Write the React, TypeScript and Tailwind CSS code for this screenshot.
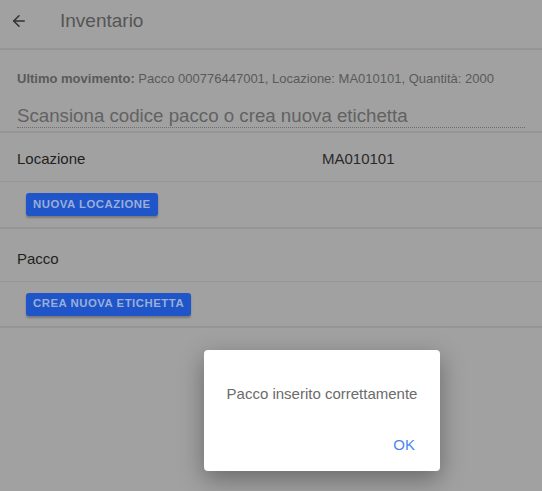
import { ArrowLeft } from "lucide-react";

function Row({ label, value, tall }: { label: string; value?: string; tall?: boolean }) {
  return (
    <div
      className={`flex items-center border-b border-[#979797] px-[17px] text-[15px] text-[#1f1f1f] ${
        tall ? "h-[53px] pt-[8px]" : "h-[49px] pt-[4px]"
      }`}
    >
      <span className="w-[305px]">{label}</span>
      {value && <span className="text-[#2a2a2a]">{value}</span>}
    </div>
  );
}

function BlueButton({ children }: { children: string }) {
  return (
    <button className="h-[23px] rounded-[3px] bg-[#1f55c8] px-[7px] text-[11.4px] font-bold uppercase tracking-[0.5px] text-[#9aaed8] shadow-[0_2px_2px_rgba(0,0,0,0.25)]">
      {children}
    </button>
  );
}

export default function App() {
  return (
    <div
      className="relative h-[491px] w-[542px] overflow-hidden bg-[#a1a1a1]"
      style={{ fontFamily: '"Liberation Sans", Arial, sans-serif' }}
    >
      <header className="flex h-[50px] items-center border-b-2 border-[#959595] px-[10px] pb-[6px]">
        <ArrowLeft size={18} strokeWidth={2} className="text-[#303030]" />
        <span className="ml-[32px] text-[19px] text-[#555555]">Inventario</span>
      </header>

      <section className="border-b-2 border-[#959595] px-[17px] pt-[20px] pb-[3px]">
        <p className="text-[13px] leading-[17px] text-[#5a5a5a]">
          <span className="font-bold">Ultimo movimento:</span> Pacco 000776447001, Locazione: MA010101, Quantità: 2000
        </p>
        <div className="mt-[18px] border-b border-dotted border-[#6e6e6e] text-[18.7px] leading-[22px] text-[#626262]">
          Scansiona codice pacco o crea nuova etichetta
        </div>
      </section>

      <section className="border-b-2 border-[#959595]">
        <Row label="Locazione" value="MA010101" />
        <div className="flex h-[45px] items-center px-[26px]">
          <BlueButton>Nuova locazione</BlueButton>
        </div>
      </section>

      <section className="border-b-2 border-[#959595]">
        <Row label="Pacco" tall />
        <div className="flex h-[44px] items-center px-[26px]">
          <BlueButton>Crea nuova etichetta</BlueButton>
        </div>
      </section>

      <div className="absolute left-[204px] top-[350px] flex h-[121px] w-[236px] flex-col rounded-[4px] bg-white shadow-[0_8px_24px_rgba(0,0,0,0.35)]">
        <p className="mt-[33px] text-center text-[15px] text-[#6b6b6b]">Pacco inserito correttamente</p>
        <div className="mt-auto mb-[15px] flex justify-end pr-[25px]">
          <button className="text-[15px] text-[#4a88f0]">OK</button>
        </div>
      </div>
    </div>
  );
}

□ □ □ □ □

▸ **TASK TO CARRY OUT**: Ignore the images and quote every line of the listing exactly.

▸ **COMPLETE ANSWER**:
Write the React, TypeScript and Tailwind CSS code for this screenshot.
import { ArrowLeft } from "lucide-react";

function Row({ label, value, tall }: { label: string; value?: string; tall?: boolean }) {
  return (
    <div
      className={`flex items-center border-b border-[#979797] px-[17px] text-[15px] text-[#1f1f1f] ${
        tall ? "h-[53px] pt-[8px]" : "h-[49px] pt-[4px]"
      }`}
    >
      <span className="w-[305px]">{label}</span>
      {value && <span className="text-[#2a2a2a]">{value}</span>}
    </div>
  );
}

function BlueButton({ children }: { children: string }) {
  return (
    <button className="h-[23px] rounded-[3px] bg-[#1f55c8] px-[7px] text-[11.4px] font-bold uppercase tracking-[0.5px] text-[#9aaed8] shadow-[0_2px_2px_rgba(0,0,0,0.25)]">
      {children}
    </button>
  );
}

export default function App() {
  return (
    <div
      className="relative h-[491px] w-[542px] overflow-hidden bg-[#a1a1a1]"
      style={{ fontFamily: '"Liberation Sans", Arial, sans-serif' }}
    >
      <header className="flex h-[50px] items-center border-b-2 border-[#959595] px-[10px] pb-[6px]">
        <ArrowLeft size={18} strokeWidth={2} className="text-[#303030]" />
        <span className="ml-[32px] text-[19px] text-[#555555]">Inventario</span>
      </header>

      <section className="border-b-2 border-[#959595] px-[17px] pt-[20px] pb-[3px]">
        <p className="text-[13px] leading-[17px] text-[#5a5a5a]">
          <span className="font-bold">Ultimo movimento:</span> Pacco 000776447001, Locazione: MA010101, Quantità: 2000
        </p>
        <div className="mt-[18px] border-b border-dotted border-[#6e6e6e] text-[18.7px] leading-[22px] text-[#626262]">
          Scansiona codice pacco o crea nuova etichetta
        </div>
      </section>

      <section className="border-b-2 border-[#959595]">
        <Row label="Locazione" value="MA010101" />
        <div className="flex h-[45px] items-center px-[26px]">
          <BlueButton>Nuova locazione</BlueButton>
        </div>
      </section>

      <section className="border-b-2 border-[#959595]">
        <Row label="Pacco" tall />
        <div className="flex h-[44px] items-center px-[26px]">
          <BlueButton>Crea nuova etichetta</BlueButton>
        </div>
      </section>

      <div className="absolute left-[204px] top-[350px] flex h-[121px] w-[236px] flex-col rounded-[4px] bg-white shadow-[0_8px_24px_rgba(0,0,0,0.35)]">
        <p className="mt-[33px] text-center text-[15px] text-[#6b6b6b]">Pacco inserito correttamente</p>
        <div className="mt-auto mb-[15px] flex justify-end pr-[25px]">
          <button className="text-[15px] text-[#4a88f0]">OK</button>
        </div>
      </div>
    </div>
  );
}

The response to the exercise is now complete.